The issue here is something called the “antideficiency act” (ADA), specifically the part of the ADA in 31 U.S.C. § 1342, Limitation on voluntary services. This statute says that, “An officer or employee of the United States Government or of the District of Columbia government may not accept voluntary services for either government or employ personal services exceeding that authorized by law except for emergencies involving the safety of human life or the protection of property…”
Now at first glance, this text could appear to forbid OSS. Historically, OSS was developed by volunteers, and a lot of OSS is still created by people who aren’t paid to write it. A lot of OSS developers are paid to write software today, often at a premium, but that doesn’t help either. After all, often the government is not the one paying for the development, so at first glance this still sounds like “volunteer” work. After all, the company who is paying is still “volunteering” the software to the government!

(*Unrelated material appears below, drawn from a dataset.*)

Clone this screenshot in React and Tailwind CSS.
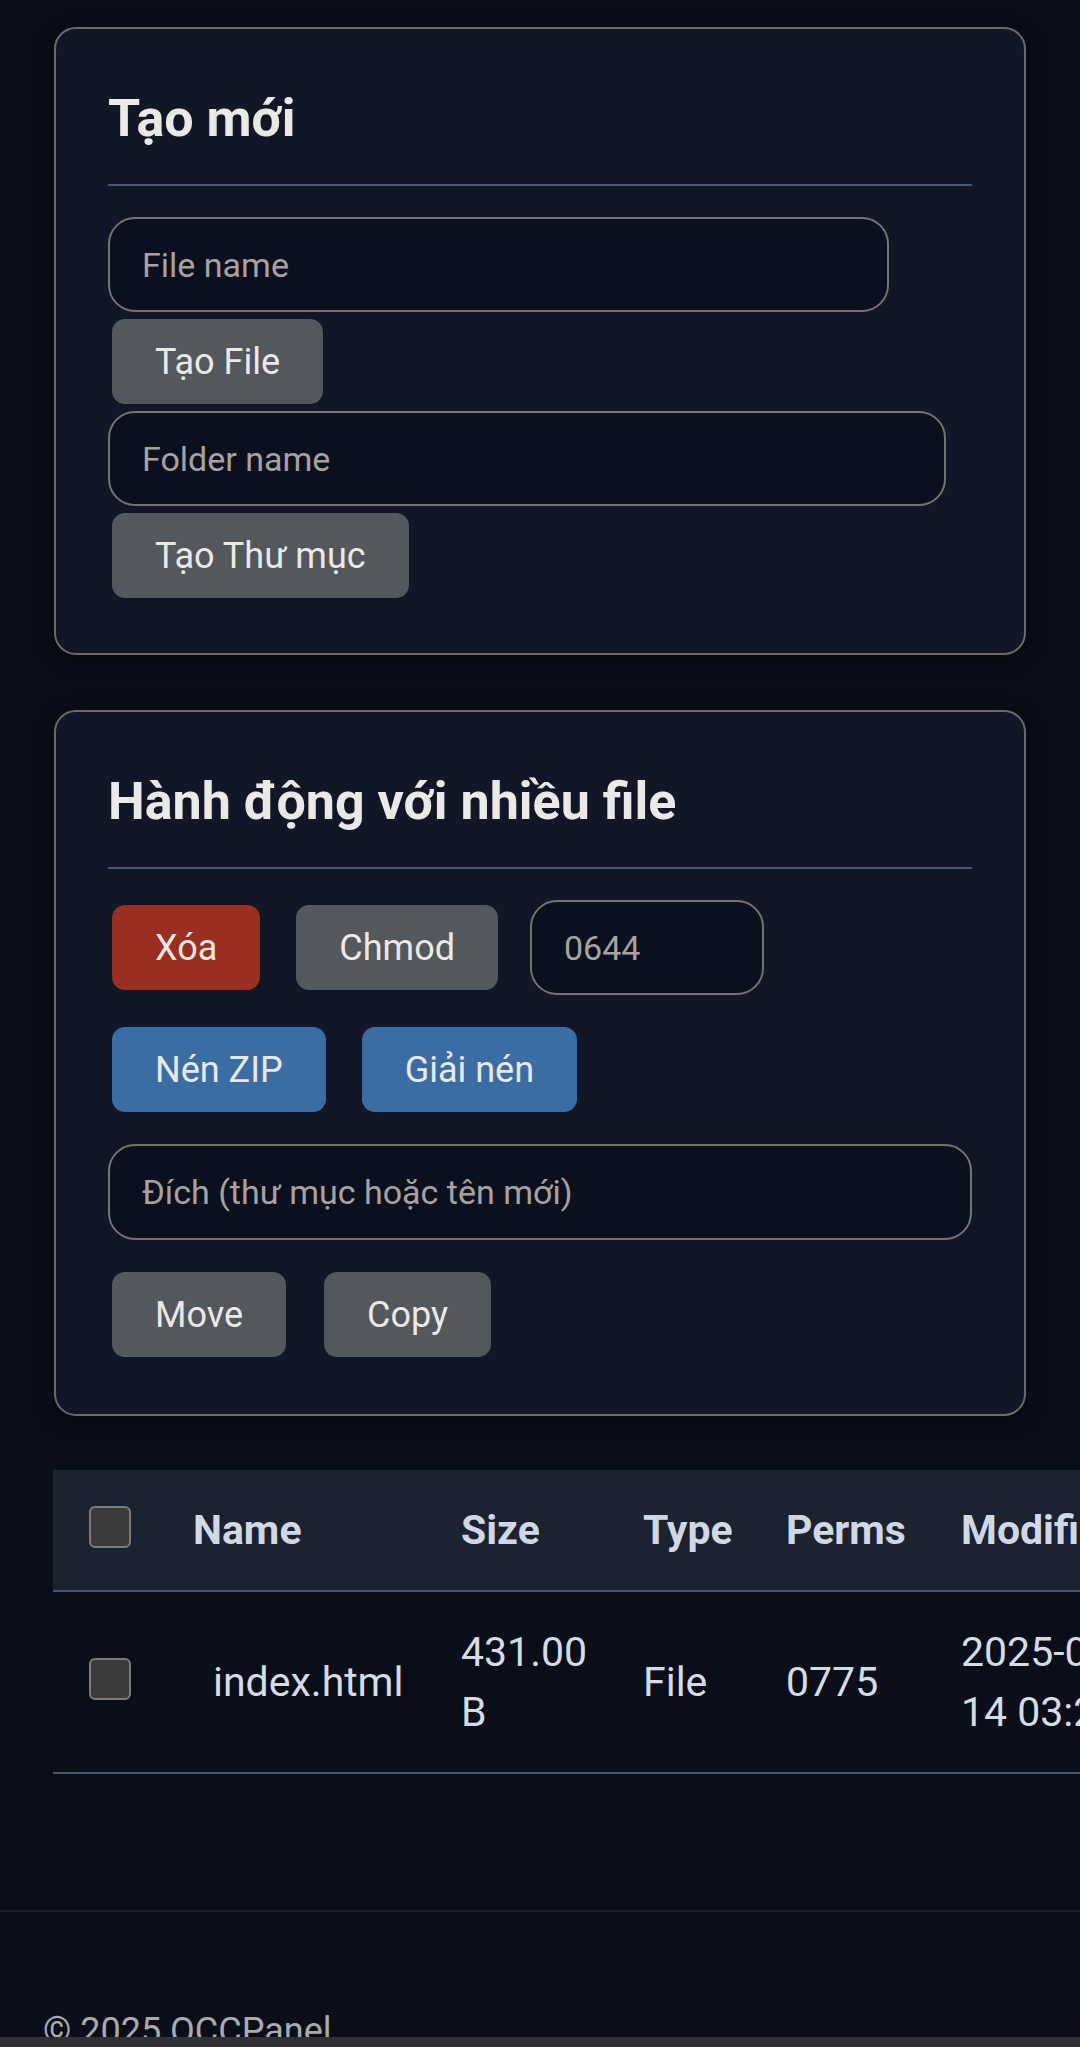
import { useState } from 'react';

const inputCls =
  'h-[95px] rounded-[27px] border-2 border-[#76736e] bg-[#0b101e] px-[32px] text-[34px] text-[#e8e6e3] placeholder:text-[#a8a29e] outline-none';

const checkCls =
  'h-[42px] w-[42px] -translate-y-[6px] appearance-none rounded-[6px] border-2 border-[#7b7b7b] bg-[#3b3b3b] align-middle';

function Btn({ children, color = 'gray', className = '' }) {
  const bg =
    color === 'red' ? 'bg-[#9a2e1f]' : color === 'blue' ? 'bg-[#3a6da3]' : 'bg-[#53585d]';
  return (
    <button
      className={`${bg} ${className} mx-[4px] h-[85px] shrink-0 rounded-[13px] px-[43px] text-[36px] leading-none text-[#ebe9e6]`}
    >
      {children}
    </button>
  );
}

function Card({ title, children, className = '' }) {
  return (
    <div
      className={`rounded-[22px] border-2 border-[#6c6a66] bg-[#111726] px-[52px] pt-[58px] shadow-[0_4px_24px_rgba(0,0,0,0.45)] ${className}`}
    >
      <h2 className="border-b-2 border-[#4a5877] pb-[33px] text-[52px] font-bold leading-[64px] text-[#ebe9e6]">
        {title}
      </h2>
      {children}
    </div>
  );
}

export default function App() {
  const [files] = useState([
    { name: 'index.html', size: '431.00 B', type: 'File', perms: '0775', modified: '2025-06-14 03:21' },
  ]);

  return (
    <div className="relative h-[2047px] w-[1080px] overflow-hidden bg-[#0a0e19] font-['Roboto','Noto_Sans',sans-serif]">
      <div className="px-[54px] pt-[27px]">
        <Card title="Tạo mới" className="pb-[55px]">
          <div className="mt-[31px] flex flex-col items-start">
            <input className={`${inputCls} w-[781px]`} placeholder="File name" />
            <Btn className="mt-[7px]">Tạo File</Btn>
            <input className={`${inputCls} mt-[7px] w-[838px]`} placeholder="Folder name" />
            <Btn className="mt-[7px]">Tạo Thư mục</Btn>
          </div>
        </Card>

        <Card title="Hành động với nhiều file" className="mt-[55px] pb-[57px]">
          <div className="mt-[31px] flex flex-col gap-[32px]">
            <div className="flex items-center gap-[28px]">
              <Btn color="red">Xóa</Btn>
              <Btn>Chmod</Btn>
              <input className={`${inputCls} w-[234px]`} placeholder="0644" />
            </div>
            <div className="flex items-center gap-[28px]">
              <Btn color="blue">Nén ZIP</Btn>
              <Btn color="blue">Giải nén</Btn>
            </div>
            <input className={`${inputCls} h-[96px] w-full`} placeholder="Đích (thư mục hoặc tên mới)" />
            <div className="flex items-center gap-[30px]">
              <Btn>Move</Btn>
              <Btn>Copy</Btn>
            </div>
          </div>
        </Card>

        <table className="mt-[54px] -ml-px w-[1480px] table-fixed border-collapse text-left text-[41px] leading-[60px]">
          <thead>
            <tr className="border-b-2 border-[#4a5670] bg-[#1b2230] text-[#d0d8e4]">
              <th className="w-[113px] py-[30px] pl-[36px]">
                <input type="checkbox" className={checkCls} />
              </th>
              <th className="w-[268px] py-[30px] pl-[27px] font-bold">Name</th>
              <th className="w-[182px] py-[30px] pl-[27px] font-bold">Size</th>
              <th className="w-[143px] py-[30px] pl-[27px] font-bold">Type</th>
              <th className="w-[175px] py-[30px] pl-[27px] font-bold">Perms</th>
              <th className="w-[234px] py-[30px] pl-[27px] font-bold">Modified</th>
              <th className="w-[365px] py-[30px] pl-[27px] font-bold">Actions</th>
            </tr>
          </thead>
          <tbody>
            {files.map((f) => (
              <tr key={f.name} className="border-b-2 border-[#4a5670] text-[#d5dce6]">
                <td className="py-[30px] pl-[36px]">
                  <input type="checkbox" className={checkCls} />
                </td>
                <td className="py-[30px] pl-[47px]">{f.name}</td>
                <td className="py-[30px] pl-[27px] pr-[27px]">{f.size}</td>
                <td className="py-[30px] pl-[27px]">{f.type}</td>
                <td className="py-[30px] pl-[27px]">{f.perms}</td>
                <td className="py-[30px] pl-[27px] pr-[27px]">{f.modified}</td>
                <td className="py-[30px] pl-[27px]">Sửa · Xóa</td>
              </tr>
            ))}
          </tbody>
        </table>
      </div>

      <footer className="mt-[136px] border-t-2 border-[#1d2128] px-[43px] pt-[92px] text-[36px] leading-[54px] text-[#a9aaad]">
        © 2025 OCCPanel
      </footer>

      <div className="absolute bottom-0 left-0 right-0 h-[10px] bg-[#2f3134]" />
    </div>
  );
}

In fact, it’s even worse. It appears to forbid the government from working with volunteer organizations like the Red Cross. In fact, it becomes hard to imagine how the government can work with various non-government organizations (NGOs) — most depend greatly on volunteers!
But as is often the case, if there’s a government law or regulation that doesn’t make sense, you should dig deeper to find out what it actually means. Often there are court cases or official guidance documents that explain things, and often you’ll find out that the law or regulation means something very different than you might expect. I’ve found that in the US government (or in law), the problems are often caused because a key term doesn’t mean what you might expect it to mean. In this case, the word “voluntary” does not mean what you might think it means.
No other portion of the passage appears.